FITS will generate the technical metadata such as file size, file path on the source drive, file name as well as format and wrapper characteristics by using Media Info. FITS will also generate a MD5 checksum and embed it in the xml, giving us most of the technical information we care about.
When it's finished processing, the user is left with a folder containing all the individual FITS xml files.
When we're processing files, we try and do it in batches based on the Series and Program those files come from. So an LTO tape may contain files from program A and program B but as we're processing the technical metadata xml, we do it one at a time, program A then program B.
Ingest Into Filemaker DAM Database
While waiting for the HydraDAM2 application, files have continued to be delivered to the WGBH MLA and processed for digital preservation. As a result, we created a Filemaker DAM database that functions very closely to what we want HydraDAM2 to do.
1) FITS xml gets ingested into Filemaker DAM and one record is created for one FITS xml file.
2) Specific technical metadata is extracted out and put into Tags. Tags are created to have searchable values for specific technical metadata. These Tags are associated with each FITS xml file record. Tags are not in a specific schema but take inspiration from PBCore and can be mapped to it.
3) The next step that happens is manually adding tags for metadata that can not be extracted from the technical metadata.
- LTO Barcode
- LTO Serial Number
- PIM Identifier (from descriptive database)
- Basic Series and Program Information
- Fixity Information (PREMIS-ish)
Without this step there would be very little descriptive information and you would not be able to associate the FITS xml with it's LTO tape.

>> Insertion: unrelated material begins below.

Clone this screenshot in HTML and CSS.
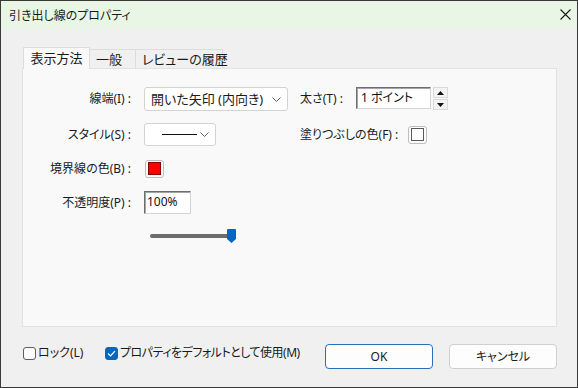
FILE: index.html
```html
<!DOCTYPE html>
<html lang="ja">
<head>
<meta charset="utf-8">
<title>引き出し線のプロパティ</title>
<link rel="stylesheet" href="styles.css">
</head>
<body>
<div class="window">
  <div class="titlebar">
    <span class="title">引き出し線のプロパティ</span>
    <svg class="close" width="11" height="11" viewBox="0 0 11 11"><path d="M0.5 0.5 L10.5 10.5 M10.5 0.5 L0.5 10.5" stroke="#1a1a1a" stroke-width="1.1" fill="none"/></svg>
  </div>
  <div class="body">
    <div class="tabs">
      <div class="tab active">表示方法</div>
      <div class="tab t2">一般</div>
      <div class="tab t3">レビューの履歴</div>
    </div>
    <div class="panel">
      <div class="row r1">
        <span class="lbl">線端(I) :</span>
        <div class="cell">
          <div class="combo combo-wide">
            <span class="combo-text">開いた矢印 (内向き)</span>
            <svg class="chev" width="9" height="5" viewBox="0 0 9 5"><path d="M0.5 0.5 L4.5 4.5 L8.5 0.5" stroke="#5f5f5f" fill="none"/></svg>
          </div>
        </div>
        <div class="right">
          <span class="rlbl w56">太さ(T) :</span>
          <div class="sunken spin-input">1 ポイント</div>
          <div class="spin">
            <div class="spin-btn"><svg width="7" height="4" viewBox="0 0 7 4"><path d="M3.5 0 L7 4 L0 4 Z" fill="#111"/></svg></div>
            <div class="spin-btn"><svg width="7" height="4" viewBox="0 0 7 4"><path d="M0 0 L7 0 L3.5 4 Z" fill="#111"/></svg></div>
          </div>
        </div>
      </div>
      <div class="row r2">
        <span class="lbl">スタイル(S) :</span>
        <div class="cell">
          <div class="combo combo-small">
            <span class="line-sample"></span>
            <svg class="chev" width="9" height="5" viewBox="0 0 9 5"><path d="M0.5 0.5 L4.5 4.5 L8.5 0.5" stroke="#5f5f5f" fill="none"/></svg>
          </div>
        </div>
        <div class="right">
          <span class="rlbl w108">塗りつぶしの色(F) :</span>
          <div class="swatch"><span class="swatch-inner empty"></span></div>
        </div>
      </div>
      <div class="row r3">
        <span class="lbl">境界線の色(B) :</span>
        <div class="swatch red-btn"><span class="swatch-inner red"></span></div>
      </div>
      <div class="row r4">
        <span class="lbl">不透明度(P) :</span>
        <div class="sunken pct-input">100%</div>
      </div>
      <div class="row r5">
        <div class="slider">
          <div class="track"></div>
          <svg class="thumb" width="9" height="14" viewBox="0 0 9 14"><path d="M1 0 H8 Q9 0 9 1 V10 L4.5 14 L0 10 V1 Q0 0 1 0 Z" fill="#0067c0"/></svg>
        </div>
      </div>
    </div>
    <div class="footer">
      <label class="check c1"><span class="box"></span><span>ロック(L)</span></label>
      <label class="check c2"><span class="box checked"><svg width="9" height="7" viewBox="0 0 9 7"><path d="M1 3.5 L3.5 6 L8 1" stroke="#fff" stroke-width="1.2" fill="none"/></svg></span><span class="tight">プロパティをデフォルトとして使用(M)</span></label>
      <div class="buttons">
        <div class="btn default">OK</div>
        <div class="btn">キャンセル</div>
      </div>
    </div>
  </div>
</div>
</body>
</html>
```
FILE: styles.css
```css
html, body {
  margin: 0;
  padding: 0;
}
body {
  font-family: "Noto Sans", "Noto Sans CJK JP", sans-serif;
  font-size: 12px;
  font-feature-settings: "palt";
  color: #1a1a1a;
  background: #f0f0f0;
}
.window {
  width: 578px;
  height: 388px;
  box-sizing: border-box;
  border: 1px solid #3a3a3a;
  background: #f0f0f0;
  display: flex;
  flex-direction: column;
}
.titlebar {
  height: 28px;
  background: #e9f6e5;
  display: flex;
  align-items: center;
  justify-content: space-between;
  padding: 0 6px 0 8px;
}
.title {
  font-size: 12px;
  line-height: 16px;
  margin-top: 1px;
}
.close {
  margin-top: -2px;
}
.body {
  padding: 18px 20px 0 21px;
}
.tabs {
  display: flex;
  align-items: flex-end;
  height: 21px;
}
.tab {
  box-sizing: border-box;
  border: 1px solid #dddddd;
  border-bottom: none;
  font-size: 13px;
  line-height: 18px;
  white-space: nowrap;
}
.tab.active {
  position: relative;
  z-index: 1;
  width: 67px;
  height: 22px;
  margin-bottom: -1px;
  margin-left: 1px;
  background: #f9f9f9;
  text-align: center;
  padding-top: 1px;
}
.tab.t2,
.tab.t3 {
  height: 19px;
  background: #f0f0f0;
  border-left: none;
  padding: 0 0 0 6px;
  color: #1a1a1a;
}
.tab.t2 { width: 46px; }
.tab.t3 { width: 87px; }
.panel {
  box-sizing: border-box;
  width: 535px;
  height: 259px;
  background: #f9f9f9;
  border: 1px solid #e2e2e2;
  padding-top: 18px;
  display: flex;
  flex-direction: column;
}
.row {
  display: flex;
  align-items: center;
}
.r1 { height: 24px; }
.r2 { height: 23px; margin-top: 12px; }
.r3 { height: 19px; margin-top: 13px; }
.r4 { height: 23px; margin-top: 13px; }
.r5 { height: 14px; margin-top: 15px; }
.lbl {
  width: 108px;
  margin-right: 13px;
  text-align: right;
  white-space: nowrap;
  line-height: 16px;
}
.cell {
  width: 144px;
  height: 100%;
  display: flex;
}
.combo {
  box-sizing: border-box;
  background: #ffffff;
  border: 1px solid #d3d3d3;
  border-radius: 3px;
  display: flex;
  align-items: center;
  height: 100%;
}
.combo-wide {
  width: 144px;
  padding: 0 6px 0 6px;
  justify-content: space-between;
}
.combo-text {
  font-size: 13px;
  line-height: 16px;
  white-space: nowrap;
}
.combo-small {
  width: 72px;
  padding: 0 6px 0 17px;
  justify-content: space-between;
}
.line-sample {
  width: 35px;
  height: 1px;
  background: #111;
}
.chev {
  flex: none;
}
.right {
  display: flex;
  align-items: center;
  margin-left: 12px;
  height: 100%;
}
.rlbl {
  white-space: nowrap;
  line-height: 16px;
}
.w56 { width: 56px; }
.w108 { width: 108px; }
.sunken {
  box-sizing: border-box;
  background: #ffffff;
  border: 1px solid;
  border-color: #6e6e6e #d4d4d4 #d4d4d4 #6e6e6e;
  box-shadow: inset 1px 1px 0 #a5a5a5;
  line-height: 16px;
  padding-left: 4px;
  white-space: nowrap;
  color: #111;
}
.spin-input {
  width: 75px;
  height: 22px;
  padding-top: 2px;
  align-self: flex-start;
}
.spin {
  display: flex;
  flex-direction: column;
  gap: 1px;
  margin-left: 2px;
  align-self: flex-start;
}
.spin-btn {
  box-sizing: border-box;
  width: 15px;
  height: 11px;
  background: #f3f3f3;
  border: 1px solid #dadada;
  display: flex;
  align-items: center;
  justify-content: center;
}
.swatch {
  box-sizing: border-box;
  width: 19px;
  height: 18px;
  border: 1px solid #bdbdbd;
  border-radius: 3px;
  background: #fdfdfd;
  display: flex;
  align-items: center;
  justify-content: center;
}
.swatch-inner {
  box-sizing: border-box;
  width: 13px;
  height: 13px;
}
.swatch-inner.empty {
  border: 1px solid #5a5a5a;
  background: #ffffff;
}
.swatch-inner.red {
  background: #ff0000;
  border: 1px solid #8a0000;
}
.red-btn {
  margin-left: 1px;
}
.pct-input {
  width: 47px;
  height: 23px;
  padding-left: 2px;
  padding-top: 2px;
}
.slider {
  margin-left: 127px;
  width: 88px;
  height: 14px;
  display: flex;
  align-items: center;
}
.track {
  width: 80px;
  height: 4px;
  background: #6b6b6b;
  border-radius: 2px;
}
.thumb {
  margin-left: -3px;
}
.footer {
  display: flex;
  align-items: flex-start;
  margin-top: 17px;
  height: 25px;
  width: 535px;
}
.check {
  display: flex;
  align-items: center;
  gap: 2px;
  margin-top: 1px;
  white-space: nowrap;
  line-height: 16px;
}
.c1 {
  width: 82px;
  margin-left: 1px;
}
.tight {
  letter-spacing: -0.5px;
}
.box {
  box-sizing: border-box;
  width: 13px;
  height: 13px;
  border: 1px solid #5d5d5d;
  border-radius: 3px;
  background: #fbfbfb;
  display: flex;
  align-items: center;
  justify-content: center;
}
.box.checked {
  background: #0067c0;
  border-color: #0067c0;
}
.buttons {
  margin-left: auto;
  display: flex;
  gap: 16px;
}
.btn {
  box-sizing: border-box;
  width: 108px;
  height: 25px;
  border: 1px solid #d0d0d0;
  border-radius: 4px;
  background: #fdfdfd;
  display: flex;
  align-items: center;
  justify-content: center;
  line-height: 16px;
}
.btn.default {
  border-color: #2a6ebd;
}
```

4) There is then a process to add tags for any derivative, proxy A/V files. Basically, they are given what is called a Generations tag in Filemaker DAM. The data in those tags is used to point the record to the location of the proxy files on Amazon S3. The files are displayed and made available for download on the user view of the records.
We have a script in place that is able to export all the tags for a record as a PBCore instantiation document.
Lastly, we create descriptive metadata records in a separate database. There is where regular users go to find information on series, program, department, etc. There are also records that describe what is on the digital folders and files found on an LTO tape.
This database also contains the physical location information of the LTO tape in our vault as well as offsite location. We don't need to store all that descriptive information in HydraDAM2/PHYDO, all we need is the link that gets established by the LTO barcode, serial number or PIM identifier that is shared between both the technical and descriptive metadata records.
See below, a user is logged into the database, can search on descriptive terms and find the proxy versions of the files described in the record.
When a department is requesting file retrieval, they most commonly will want a complete copy of everything we put on the LTO tape and preserving the folder structure.
Questions About How to Ingest Metadata Into HydraDAM2/PHYDO
First there should be a discussion on what the WGBH LTO model should be.
There could be several different possibilities for how WGBH metadata is ingested into HydraDAM2, but it's likely we'll just be going with the Ingest Normalization work IU's been working on.
FITS XML Files and PBCore to YAML
+ Able to account for metadata not found in FITS xml as it's created (LTO barcode, fixity info)
+ Easily exported from Filemaker DAM
+ No need to create custom ingest for WGBH
- Additional work to map export metadata to YAML template
I think the best option would be FITS XML FILES and PBCore to YAML mostly because ingest will more closely line up with how IU will be doing it and as a system we're providing to other organizations it'll be nice to say, "All ingest happens this way, just map to the YAML and you're good to go."
Will we still need to construct the FITS xml in a BagIt/SIP like structure?
1) Export individual FITS xml
2) Export individual PBCore xml
3) Merge PBCore xml
4) Map to YAML
5) Create Bag for ingest with:
- individual FITS xml
- individual PBCore xml
6) Ingest to PHYDO